Alex Kulagin, COO of Flipper Devices, said in an interview that his company received no communication from the Canadian government ahead of Thursday’s statements.

“We’re quite frustrated,” he said. “Flipper is actually very underpowered to actually run any modern exploits for taking cars.” He said that defeating protections built into vehicles manufactured after 1990 “requires more hardware and software and quite a bit of social engineering, so we don’t see Flipper as the cause.”

It’s not the first time the hobbyist device has been portrayed as a tool for sophisticated crime. That impression is likely the result of a flood of videos on YouTube and TikTok showing the device used to empty ATMs and unlock cars. In reality, most of those videos were faked, likely by people attempting to drive sales to websites impersonating Flipper Zero vendors. Several months after the appearance of those videos, Amazon stopped selling the product, which it labeled as a “card skimming device.” (It’s still available here.)

Kulagin said that governments in jurisdictions other than Canada have been much more open-minded about the Flipper Zero. One such body was the New Jersey Cybersecurity & Communications Integration Cell, which contacted the device maker directly following the rash of misleading videos. After investigating, the agency in January 2023 said the Flipper Zero “can be used as a positive, legitimate, and convenient way for pentesters and curious minds to learn about, access, and dissect signals and protocols.”

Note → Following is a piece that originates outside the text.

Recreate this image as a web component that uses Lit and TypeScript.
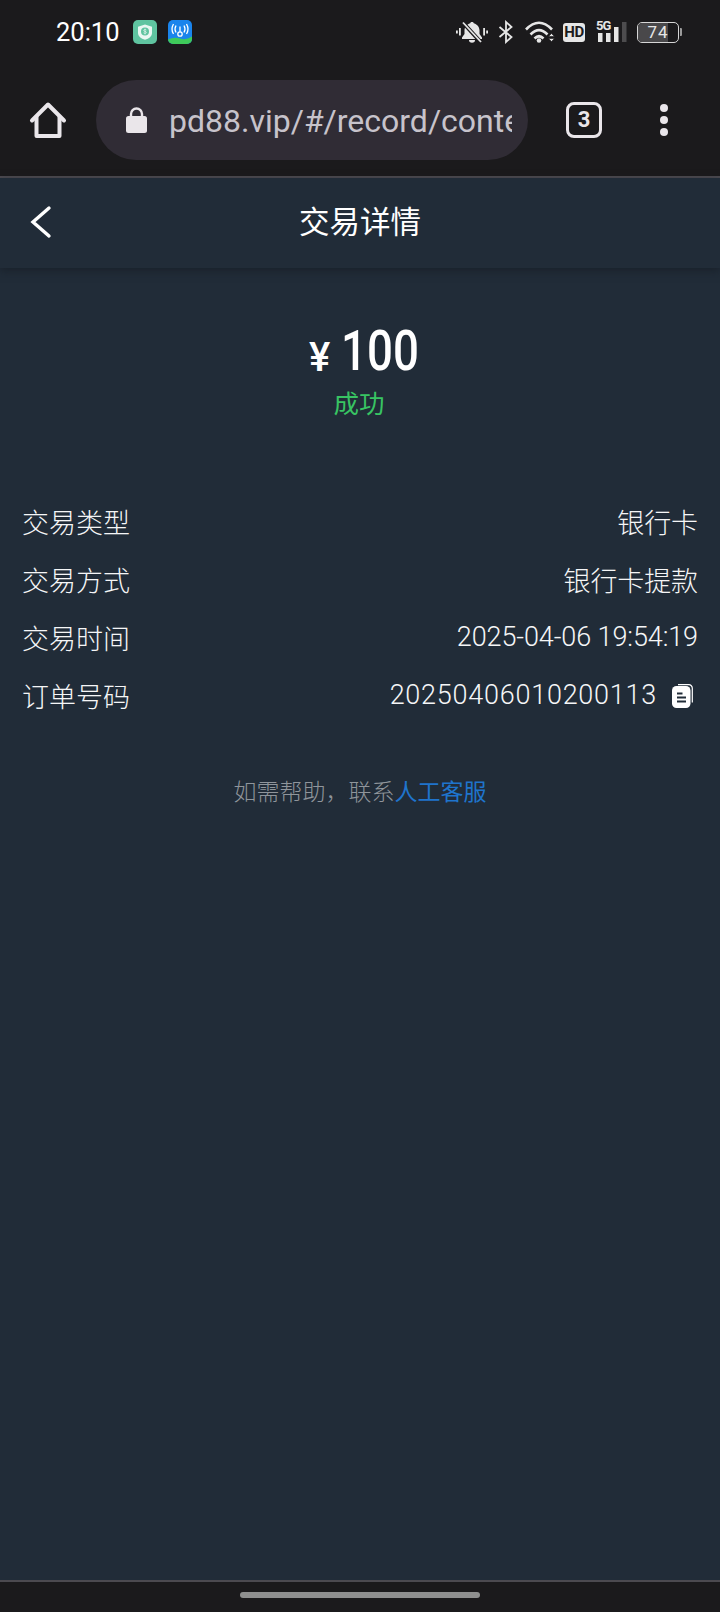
import { LitElement, html, css, svg } from "lit";
import { customElement } from "lit/decorators.js";

const rows = [
  { label: "交易类型", value: "银行卡" },
  { label: "交易方式", value: "银行卡提款" },
  { label: "交易时间", value: "2025-04-06 19:54:19" },
  { label: "订单号码", value: "20250406010200113", copy: true },
];

const shieldApp = svg`<svg width="24" height="24" viewBox="0 0 24 24">
  <rect width="24" height="24" rx="5" fill="#5fc4a0"/>
  <path d="M12 4.500l7 2.300v6c0 3.600-3 5.800-7 7-4-1.200-7-3.400-7-7v-6z" fill="#e9f7f2"/>
  <circle cx="12" cy="11.500" r="4" fill="#5fc4a0"/>
  <path d="M13.400 10c-.4-.6-2.600-.8-2.700.4-.1 1.300 2.800.7 2.700 2.100-.1 1.100-2.400 1-2.900.3M12 8.600v5.800" stroke="#e9f7f2" stroke-width=".7" fill="none"/>
</svg>`;

const wifiApp = svg`<svg width="24" height="24" viewBox="0 0 24 24">
  <rect width="24" height="24" rx="5" fill="#1a84ec"/>
  <path d="M0 19.500q6-3 12-1t12-2V19a5 5 0 0 1-5 5H5a5 5 0 0 1-5-5z" fill="#3fca5a"/>
  <circle cx="12" cy="14" r="2.200" fill="none" stroke="#fff" stroke-width="1.300"/>
  <path d="M12 6.500v5.200M8 5.500q-2 3.500 0 7M16 5.500q2 3.500 0 7M5.500 4q-3 5.500 0 10M18.500 4q3 5.500 0 10" stroke="#fff" stroke-width="1.300" fill="none"/>
</svg>`;

const bellOff = svg`<svg width="32" height="24" viewBox="0 0 32 24" fill="#e6e6e6">
  <path d="M16 2c-.9 0-1.600.5-1.800 1.300C10.500 4.300 8.500 7.500 8.500 10.500v3.500L6 17.500V19h20v-1.500L23.500 14v-3.500c0-3-2-6.200-5.700-7.200C17.600 2.500 16.900 2 16 2z"/>
  <path d="M13 20h6a3 2.800 0 0 1-6 0z"/>
  <path d="M6 1.500l19.500 21.500" stroke="#1b1a1c" stroke-width="4"/>
  <path d="M7 2.500l18 19.500" stroke="#e6e6e6" stroke-width="1.800"/>
  <rect x="0" y="10.500" width="1.800" height="3"/><rect x="3" y="8" width="1.800" height="7.500"/>
  <rect x="27.200" y="8" width="1.800" height="7.500"/><rect x="30.200" y="10.500" width="1.800" height="3"/>
</svg>`;

const bluetooth = svg`<svg width="16" height="24" viewBox="0 0 16 24" fill="none" stroke="#e6e6e6" stroke-width="1.800">
  <path d="M1.500 7l12 10-5.500 5V2l5.500 5-12 10"/>
</svg>`;

const wifi = svg`<svg width="30" height="24" viewBox="0 0 30 24" fill="none">
  <path d="M1 9.500Q14-4 27 9.500M5.500 14.500Q14 6 22.500 14.500M9.500 18.500Q14 14 18.500 18.500" stroke="#e6e6e6" stroke-width="2.600"/>
  <circle cx="14" cy="20.500" r="2.300" fill="#e6e6e6"/>
  <path d="M23.500 16.500l3-3 3 3zM23.500 18.500l3 3 3-3z" fill="#e6e6e6" stroke="#1b1a1c" stroke-width=".6"/>
</svg>`;

const signal = svg`<svg width="32" height="24" viewBox="0 0 32 24" fill="#e6e6e6">
  <rect x="2" y="13" width="4.500" height="9"/><rect x="10" y="13" width="4.500" height="9"/>
  <rect x="18" y="7" width="4.500" height="15"/><rect x="26" y="2" width="4.500" height="20" fill="#4d4c4e"/>
</svg>`;

const home = svg`<svg width="38" height="38" viewBox="0 0 38 38" fill="none" stroke="#eae6ea" stroke-width="4" stroke-linejoin="round" stroke-linecap="round">
  <path d="M3 19.500L19 3.500l16 16"/>
  <path d="M7.500 16V35h23V16"/>
</svg>`;

const lock = svg`<svg width="21" height="27" viewBox="0 0 21 27" fill="#eae6ea">
  <rect x="0" y="9" width="21" height="17" rx="2.500"/>
  <path d="M5 10V7a5.500 5.500 0 0 1 11 0v3" fill="none" stroke="#eae6ea" stroke-width="2.400"/>
</svg>`;

const back = svg`<svg width="22" height="36" viewBox="0 0 22 36" fill="none" stroke="#fff" stroke-width="3.400" stroke-linecap="round">
  <path d="M19 4L3 18l16 14"/>
</svg>`;

const copy = svg`<svg width="21" height="24" viewBox="0 0 21 24">
  <path d="M6 .7h10.500a3.500 3.500 0 0 1 3.800 3.800v14" fill="none" stroke="#fff" stroke-width="1.200"/>
  <rect x="0" y="2" width="18.500" height="22" rx="4.500" fill="#fff"/>
  <path d="M5 9.500h5.500M5 13.500h9M5 17.500h9" stroke="#212c38" stroke-width="1.800"/>
</svg>`;

@customElement("app-root")
export class AppRoot extends LitElement {
  static styles = css`
    :host {
      display: flex;
      flex-direction: column;
      width: 720px;
      height: 1612px;
      background: #1b1a1c;
      font-family: Roboto, "Noto Sans CJK SC", sans-serif;
      overflow: hidden;
    }
    .status {
      height: 64px;
      flex: none;
      display: flex;
      align-items: center;
      padding: 0 38px 0 56px;
      color: #fff;
      box-sizing: border-box;
    }
    .time {
      font-size: 25.5px;
      font-weight: 400;
      width: 77px;
    }
    .apps {
      display: flex;
      gap: 11px;
    }
    .apps svg,
    .sys svg {
      display: block;
    }
    .sys {
      margin-left: auto;
      display: flex;
      align-items: center;
    }
    .bell { margin-right: 10px; }
    .bt { margin-right: 11px; }
    .wifi { margin-right: 8px; }
    .hd {
      width: 22px;
      height: 19px;
      border-radius: 3px;
      background: #e6e6e6;
      color: #1b1a1c;
      font: 700 15px/19px Roboto, sans-serif;
      letter-spacing: -0.5px;
      text-align: center;
      margin-right: 11px;
    }
    .net {
      position: relative;
      margin-right: 9px;
    }
    .net span {
      position: absolute;
      left: 0;
      top: 0;
      font: 700 13px/12px Roboto, sans-serif;
      color: #e6e6e6;
      letter-spacing: -1px;
    }
    .battery {
      display: flex;
      align-items: center;
    }
    .cell {
      position: relative;
      width: 42px;
      height: 21px;
      box-sizing: border-box;
      border: 1.5px solid #d6d6d6;
      border-radius: 5px;
      overflow: hidden;
      text-align: center;
      font: 400 17px/18px Roboto, sans-serif;
      letter-spacing: 1px;
      color: #e6e6e6;
    }
    .fill {
      position: absolute;
      left: 0;
      top: 0;
      bottom: 0;
      background: #49484a;
    }
    .cell span {
      position: relative;
    }
    .tip {
      width: 2px;
      height: 8px;
      margin-left: 1px;
      background: #9a9a9a;
      border-radius: 0 1px 1px 0;
    }
    .toolbar {
      height: 112px;
      flex: none;
      display: flex;
      align-items: center;
      padding-left: 29px;
      box-sizing: border-box;
    }
    .toolbar svg {
      display: block;
    }
    .pill {
      margin-left: 29px;
      width: 432px;
      height: 80px;
      box-sizing: border-box;
      border-radius: 40px;
      background: #302c35;
      display: flex;
      align-items: center;
      padding-left: 30px;
      padding-right: 16px;
      flex: none;
    }
    .url {
      margin-left: 22px;
      font-size: 32px;
      color: #c7c3cb;
      white-space: nowrap;
      overflow: hidden;
      flex: 1;
      min-width: 0;
      padding-top: 1px;
    }
    .tabs {
      margin-left: 38px;
      width: 30px;
      height: 30px;
      border: 3px solid #eae6ea;
      border-radius: 8px;
      display: flex;
      align-items: center;
      justify-content: center;
      color: #eae6ea;
      font: 700 22px/1 Roboto, sans-serif;
    }
    .dots {
      margin-left: 58px;
      display: flex;
      flex-direction: column;
      gap: 4px;
    }
    .dots i {
      width: 8px;
      height: 8px;
      border-radius: 50%;
      background: #eae6ea;
    }
    .page {
      flex: 1;
      min-height: 0;
      background: #212c38;
      border-top: 2px solid #4c4a50;
      border-bottom: 2px solid #4c4a50;
      display: flex;
      flex-direction: column;
    }
    .header {
      position: relative;
      height: 90px;
      box-sizing: border-box;
      padding-bottom: 6px;
      flex: none;
      display: flex;
      align-items: center;
      justify-content: center;
      color: #fff;
      font-size: 30.5px;
      font-weight: 400;
      box-shadow: 0 3px 8px rgba(20, 26, 33, 0.55);
    }
    .back {
      position: absolute;
      left: 30px;
      top: 26px;
    }
    .back svg {
      display: block;
    }
    .amount {
      margin-top: 49px;
      height: 68px;
      padding-left: 8px;
      display: flex;
      justify-content: center;
      align-items: center;
      color: #fff;
    }
    .yen {
      font-size: 40px;
      font-weight: 500;
      margin: 12px 11px 0 0;
    }
    .num {
      display: inline-block;
      font-size: 55px;
      font-weight: 500;
      line-height: 68px;
      width: 78px;
      transform: scaleX(0.83);
      transform-origin: left center;
      white-space: nowrap;
    }
    .state {
      margin-top: 2px;
      padding-right: 2px;
      text-align: center;
      color: #38c463;
      font-size: 25.5px;
      font-weight: 400;
      line-height: 34px;
    }
    .list {
      margin-top: 71px;
      padding: 0 22px;
      display: flex;
      flex-direction: column;
    }
    .row {
      height: 58px;
      display: flex;
      align-items: center;
      justify-content: space-between;
      color: #f5f6f7;
      font-size: 27px;
      font-weight: 300;
      white-space: nowrap;
    }
    .value {
      display: flex;
      align-items: center;
      letter-spacing: -0.1px;
    }
    .value.copy {
      letter-spacing: 0.75px;
    }
    .value svg {
      display: block;
      margin: 2px 5px 0 15px;
    }
    .help {
      margin-top: 52px;
      text-align: center;
      font-size: 23px;
      font-weight: 300;
      line-height: 34px;
      color: #8f959b;
    }
    .help span {
      color: #1f74cc;
      font-weight: 400;
    }
    .nav {
      height: 30px;
      flex: none;
      display: flex;
      justify-content: center;
      padding-top: 10px;
      box-sizing: border-box;
    }
    .nav i {
      width: 240px;
      height: 6px;
      border-radius: 3px;
      background: #8f8f8f;
    }
  `;

  render() {
    return html`
      <div class="status">
        <div class="time">20:10</div>
        <div class="apps">${shieldApp}${wifiApp}</div>
        <div class="sys">
          <div class="bell">${bellOff}</div>
          <div class="bt">${bluetooth}</div>
          <div class="wifi">${wifi}</div>
          <div class="hd">HD</div>
          <div class="net"><span>5G</span>${signal}</div>
          <div class="battery">
            <div class="cell"><div class="fill" style="width: 74%"></div><span>74</span></div>
            <div class="tip"></div>
          </div>
        </div>
      </div>
      <div class="toolbar">
        ${home}
        <div class="pill">
          ${lock}
          <div class="url">pd88.vip/#/record/content</div>
        </div>
        <div class="tabs">3</div>
        <div class="dots"><i></i><i></i><i></i></div>
      </div>
      <div class="page">
        <div class="header">
          <div class="back">${back}</div>
          交易详情
        </div>
        <div class="amount"><span class="yen">¥</span><span class="num">100</span></div>
        <div class="state">成功</div>
        <div class="list">
          ${rows.map(
            (r) => html`<div class="row">
              <div>${r.label}</div>
              <div class="value ${r.copy ? "copy" : ""}">${r.value}${r.copy ? copy : ""}</div>
            </div>`
          )}
        </div>
        <div class="help">如需帮助，联系<span>人工客服</span></div>
      </div>
      <div class="nav"><i></i></div>
    `;
  }
}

While Kulagin criticized the Canadian government for exaggerating the capabilities of the Flipper Zero, he said it would be equally misguided for Trudeau to take action against more advanced tools, such as HackRF One and LimeSDR.

“These tools are more sophisticated, but it’s much more complicated to use them,” he said. “Still, you cannot do a one-button hack nowadays. In the long run, you just make pentesters’ lives harder, and the systems around you are not as secure as they could be. If you hack a bank account using your laptop and nothing else, should we ban all the laptops?”